I was unaware, he was having the same internal dialogue. We both thought we were in the other person’s “friend zone.” One night, we went out for a walk. We were talking about the future and he said something about having to check up on any future men who may enter my life. I was crushed. He didn’t even remotely feel about me the way I felt about him. I knew in that moment that our relationship would change in the morning. I could no longer invest my heart into this man, my heart would never survive. We walked back to the house and continued to nonchalantly chat about something inconsequential.
I ended up staying later than I planned and fell asleep on the couch. I woke up to him quietly asking me, “What are we doing here?” Even in my sleepy state, it dawned on me that he was asking me more than just why was I still there. Guard down, heart abandoned, I answered, “I don’t know, but I really like you.” And the rest, as they say, is history.
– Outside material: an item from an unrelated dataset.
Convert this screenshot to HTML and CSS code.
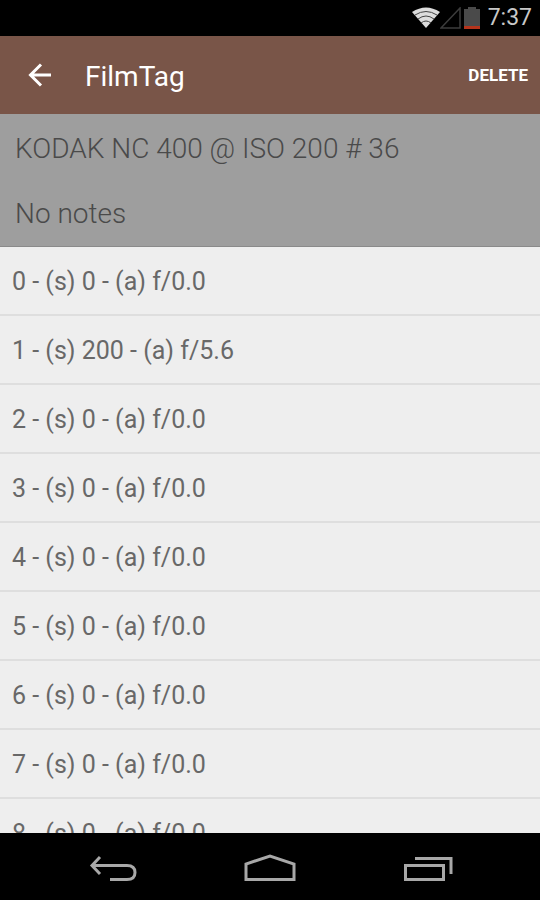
FILE: index.html
```html
<!DOCTYPE html>
<html lang="en">
  <head>
    <meta charset="utf-8">
    <meta name="viewport" content="width=device-width, initial-scale=1">
    <title>FilmTag</title>
    <link rel="stylesheet" href="styles.css">
  </head>
  <body>
    <div class="status-bar">
      <div class="status-icons">
        <svg width="28" height="22" viewBox="0 0 28 22">
          <path d="M0 5Q14-4 28 5L14 21Z" fill="#dcdcdc"/>
          <path d="M3 8Q14 1 25 8M6 12Q14 6 22 12M9 16Q14 12 19 16" fill="none" stroke="#444" stroke-width="1"/>
        </svg>
        <svg width="22" height="22" viewBox="0 0 22 22">
          <path d="M1 21L20 1V21Z" fill="none" stroke="#3c3c3c" stroke-width="1.5"/>
        </svg>
        <svg class="battery" width="16" height="22" viewBox="0 0 16 22">
          <path d="M0 2H4V0H12V2H16V22H0Z" fill="#4a4a4a"/>
          <path d="M0 19H16V22H0Z" fill="#b5341c"/>
        </svg>
      </div>
      <span class="clock">7:37</span>
    </div>
    <header class="app-bar">
      <button type="button" class="back-button" aria-label="Back">
        <svg width="24" height="24" viewBox="0 0 24 24">
          <path d="M23 12H3M13 1.500L2.500 12L13 22.500" fill="none" stroke="#fff" stroke-width="3"/>
        </svg>
      </button>
      <h1>FilmTag</h1>
      <button type="button" class="delete-button">DELETE</button>
    </header>
    <section class="film-info">
      <p>KODAK NC 400 @ ISO 200 # 36</p>
      <p>No notes</p>
    </section>
    <ul class="shots">
      <li>0 - (s) 0 - (a) f/0.0</li>
      <li>1 - (s) 200 - (a) f/5.6</li>
      <li>2 - (s) 0 - (a) f/0.0</li>
      <li>3 - (s) 0 - (a) f/0.0</li>
      <li>4 - (s) 0 - (a) f/0.0</li>
      <li>5 - (s) 0 - (a) f/0.0</li>
      <li>6 - (s) 0 - (a) f/0.0</li>
      <li>7 - (s) 0 - (a) f/0.0</li>
      <li>8 - (s) 0 - (a) f/0.0</li>
    </ul>
    <nav class="nav-bar">
      <button type="button" aria-label="Back">
        <svg width="52" height="30" viewBox="0 0 52 30">
          <path d="M5 11.500H40Q48 11.500 48 18.500Q48 25.500 40 25.500H23M13 3L5 11.500L13 20" fill="none" stroke="#a8a8a8" stroke-width="3"/>
        </svg>
      </button>
      <button type="button" aria-label="Home">
        <svg width="52" height="30" viewBox="0 0 52 30">
          <path d="M2 25.500V10L26 2L50 10V25.500Z" fill="none" stroke="#a8a8a8" stroke-width="3"/>
        </svg>
      </button>
      <button type="button" aria-label="Recent apps">
        <svg width="52" height="30" viewBox="0 0 52 30">
          <path d="M4.500 11.500H42.500V25.500H4.500ZM14 4.500H50V20" fill="none" stroke="#a8a8a8" stroke-width="3"/>
        </svg>
      </button>
    </nav>
  </body>
</html>
```
FILE: styles.css
```css
* {
  box-sizing: border-box;
}
body {
  display: flex;
  flex-direction: column;
  height: 100vh;
  margin: 0;
  background: #eee;
  color: #686868;
  font-family: Roboto, sans-serif;
}
button {
  display: flex;
  align-items: center;
  justify-content: center;
  padding: 0;
  border: none;
  background: none;
  color: inherit;
  font-family: inherit;
  cursor: pointer;
}
svg {
  display: block;
}
.status-bar {
  display: flex;
  flex: none;
  align-items: center;
  justify-content: flex-end;
  gap: 8px;
  height: 36px;
  padding: 0 8px;
  background: #000;
  color: #c8c8c8;
}
.status-icons {
  display: flex;
}
.battery {
  margin-left: 2px;
}
.clock {
  font-size: 23px;
  line-height: 36px;
}
.app-bar {
  display: flex;
  flex: none;
  align-items: center;
  height: 78px;
  padding: 0 12px;
  background: #795548;
  color: #fff;
}
.back-button {
  width: 56px;
  height: 56px;
}
.app-bar h1 {
  flex: 1;
  margin: 0;
  padding: 4px 0 0 17px;
  font-size: 28px;
  font-weight: 400;
  line-height: 40px;
}
.delete-button {
  height: 56px;
  font-size: 17px;
  font-weight: 700;
}
.film-info {
  flex: none;
  padding: 2px 15px 0;
  border-bottom: 1px solid #8a8a8a;
  background: #9e9e9e;
  color: #4a4a4a;
  font-size: 28px;
  font-weight: 300;
}
.film-info p {
  margin: 0;
  line-height: 65px;
}
.shots {
  flex: 1;
  min-height: 0;
  margin: 0;
  padding: 0;
  overflow: hidden;
  list-style: none;
}
.shots li {
  padding: 2px 12px 0;
  border-bottom: 2px solid #dedede;
  font-size: 25px;
  line-height: 65px;
}
.nav-bar {
  display: grid;
  flex: none;
  grid-template-columns: repeat(3, 1fr);
  height: 67px;
  padding: 4px 34px 0;
  background: #000;
}
```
Four days later, we shared our first kiss and our first I love you. We talked about how we would be engaged within 6 months or wouldn’t be together at all. We didn’t want to drag things out, our hearts had found their homes. We got together in February, engaged in April and married in November. It was a whirlwind of the best kind.
So what does all this have to do with grief? I’ve read that grief is love with nowhere to go. Ron and I passionately love each other. Out of that love, we created the most beautiful, perfectly, imperfect little girl, London Joy. We made a commitment to one another at the beginning of our relationship to be “all in for always.” It’s the same thing with grief, we are all in for always. We will always love her, we will always miss her. We will always wonder who she would be, what her giggle would sound like. Would she laugh like me or big laugh like her daddy? All this love, all these unfulfilled dreams. I wouldn’t change the time we had with her for the world. But I would extend it forever if I could.
All because two people fell in love.